The sea-dyke saves Holland from the Northern Ocean, sombre and grey in its most genial mood, menacing and stormy for the long winter of our northern hemisphere; but it is to the inland dykes that protect the low-lying polders that Holland owes her prosperity and the sources of wealth which have made her inhabitants a nation. The original character of the country, a marshland intersected by the numerous channels of the Rhine and the Meuse, rendered it imperative that the System of dykes should be accompanied by a brother system of canals. The over-abundant waters had not merely to be arrested, they had to be confined and led off into prepared channels. In this manner also they were made to serve the purposes of man. High-roads across swamps were either impracticable or too costly; but canals furnished a sure and convenient means of transport and communication.

At the same time they did not imperil the security of the country. Roads on causeways or reared on sunken piles would have opened the door to an invader, but the canals provided an additional weapon of defence, for the opening of the dykes sufficed to turn the country again into its primeval state of marshland. The occasion on which this measure alone saved Holland during the French invasion of 1670 is a well-known passage in history, and the hopes of the Dutch in resisting the attack of any powerful aggressor would centre in the same measure of defence, which is the submerging of the country, practically speaking, under the waters of the canals and rivers. There exists a popular belief that there is at Amsterdam one master key, a turn of which would let loose the waters over the land, but whether it is well founded or not no one except a very few officials can say.

Pending any unfortunate necessity for breaking through the dykes and letting loose the waters, it may be observed in passing that the effectual maintenance of the dykes is a constant anxiety, and entails strenuous exertions. They stand in need of repeated repairing, and it is computed that they are completely reconstructed in the course of every four or five years. A sum of nearly a million sterling is spent annually on the work. A large and specially trained staff of engineers are in unceasing harness, a numerous band of dyke watchers are constantly on the look-out, and when they raise the shout, 'Come out! come out!' not a man, woman, or child must hold back from the summons to strengthen the weak points through which threatens to pass the flood that would overwhelm the land. It is a constant struggle with nature, in which the victory rests with man. As the dyke is the bulwark of Dutch prosperity in peace, it might be converted into the ally of despairing patriotism in war.
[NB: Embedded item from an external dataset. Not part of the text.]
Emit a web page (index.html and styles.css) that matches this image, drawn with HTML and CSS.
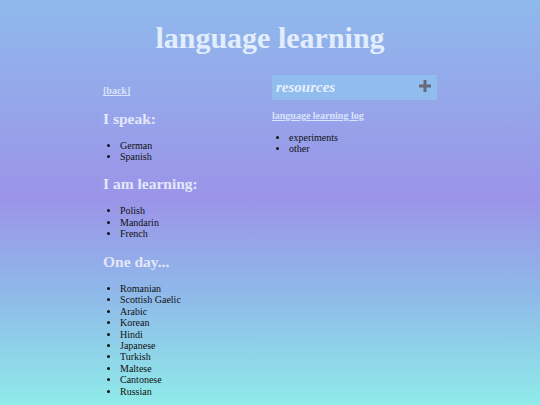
FILE: index.html
```html
<!DOCTYPE html>
<html>
<head>
<meta charset="utf-8">
<link rel="stylesheet" href="styles.css">
</head>
<body>
<h1 class="title">language learning</h1>
<div class="wrap">
  <div class="left">
    <a class="link" href="#">[back]</a>
    <h2 class="heading">I speak:</h2>
    <ul class="list">
      <li>German</li>
      <li>Spanish</li>
    </ul>
    <h2 class="heading">I am learning:</h2>
    <ul class="list">
      <li>Polish</li>
      <li>Mandarin</li>
      <li>French</li>
    </ul>
    <h2 class="heading">One day...</h2>
    <ul class="list">
      <li>Romanian</li>
      <li>Scottish Gaelic</li>
      <li>Arabic</li>
      <li>Korean</li>
      <li>Hindi</li>
      <li>Japanese</li>
      <li>Turkish</li>
      <li>Maltese</li>
      <li>Cantonese</li>
      <li>Russian</li>
    </ul>
  </div>
  <div class="right">
    <div class="box">
      <span class="box-title">resources</span>
      <svg class="plus" width="14" height="14" viewBox="0 0 14 14"><path d="M7 1V13M1 7H13" stroke="#666a78" stroke-width="3"/></svg>
    </div>
    <a class="link log" href="#">language learning log</a>
    <ul class="list sub">
      <li>experiments</li>
      <li>other</li>
    </ul>
  </div>
</div>
</body>
</html>
```
FILE: styles.css
```css
html, body {
  margin: 0;
  padding: 0;
  height: 100%;
}
body {
  font-family: "Liberation Serif", serif;
  background: linear-gradient(to bottom, #8fb9ec 0%, #9b94e8 49%, #8fb8e9 72%, #8febe9 100%);
  overflow: hidden;
}
.title {
  margin: 0;
  padding-top: 20px;
  height: 75px;
  box-sizing: border-box;
  line-height: 36px;
  font-size: 30px;
  font-weight: bold;
  color: #e2eefe;
  text-align: center;
}
.wrap {
  width: 334px;
  margin: 0 auto;
  display: flex;
}
.left {
  width: 169px;
  padding-top: 10px;
}
.right {
  width: 165px;
  display: flex;
  flex-direction: column;
  align-items: flex-start;
}
.link {
  display: block;
  font-size: 10px;
  line-height: 11.5px;
  font-weight: bold;
  color: #d9e3fb;
  text-decoration: underline;
}
.heading {
  margin: 12px 0 11px;
  font-size: 15.5px;
  line-height: 20px;
  font-weight: bold;
  color: #e3e7fa;
}
.list {
  margin: 0;
  padding-left: 17px;
  font-size: 10px;
  line-height: 11.45px;
  color: #111;
}
.box {
  align-self: stretch;
  height: 25px;
  background: #90bdee;
  display: flex;
  align-items: center;
  justify-content: space-between;
  padding: 0 5px 0 4px;
  box-sizing: border-box;
}
.box-title {
  font-size: 15px;
  font-weight: bold;
  font-style: italic;
  color: #e8f0ff;
}
.plus {
  display: block;
  margin-top: -4px;
}
.log {
  margin-top: 10px;
}
.sub {
  margin-top: 10px;
}
```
There are marked differences among the canals. The two largest and best known canals, the North Canal and the North Sea Canal, are passages to the ocean for the largest ships, and specially intended to benefit the trade of Amsterdam. The North Canal was made in 1819-25, soon after the restoration of the House of Orange, with an outlet at Helder, near the mouth of the Texel. It has a breadth of between 40 and 50 yards, a length of 50 miles, and a depth of 20 feet, which was then thought ample. After forty years' use this canal was found inadequate from every point of view. It was accordingly decided to construct a new canal direct from Amsterdam to Ymuiden across the narrowest strip of Holland. Although the Y was utilized, the labour on this canal was immense, and occupied a period of eleven years, being finally thrown open to navigation in 1877. In length it is under 16 miles, but its average breadth is 100 yards, and the depth varies from 23 to 27 feet. Consequently the largest ships from America or the Indies can reach the wharves of Amsterdam as easily as if it were a port on the sea-coast. Leaving aside the sea-passages that have been canalized among the islands of Zeeland, the remaining canals are inland waterways serving as the principal highways of the country, giving one part of the country access to the other, and especially serving as approaches or lanes to the great rivers Meuse and Rhine.


A Village in Dyke-Land.

The interesting canal population of Holland is, of course, to be found on these canals, which are traversed in unceasing flow from year's end to year's end by the tjalks, or national barges. On these boats, which more resemble a lugger than a barge, they navigate not only the canals of their own country, but the Rhine up to Coblentz, and even above that place. It has been computed that Germany imports half its food-supply through Rotterdam, and much of this is borne to its destined markets on tjalks. The William Canal connects Bois le Duc with Limburg, and saves the great bend of the Meuse. The Yssel connects with the Drenthe the Orange and the Reitdiep canals, which convey to the Rhine the produce of remote Groningen and Friesland. The Rhine represents the destination of the bulk of the permanent canal population of Holland, whose floating habitations furnish one of the most interesting sights to be met with on the waters of the country, but which represent one of the secret phases of the people's life, into which few tourists or visitors have the opportunity of peering.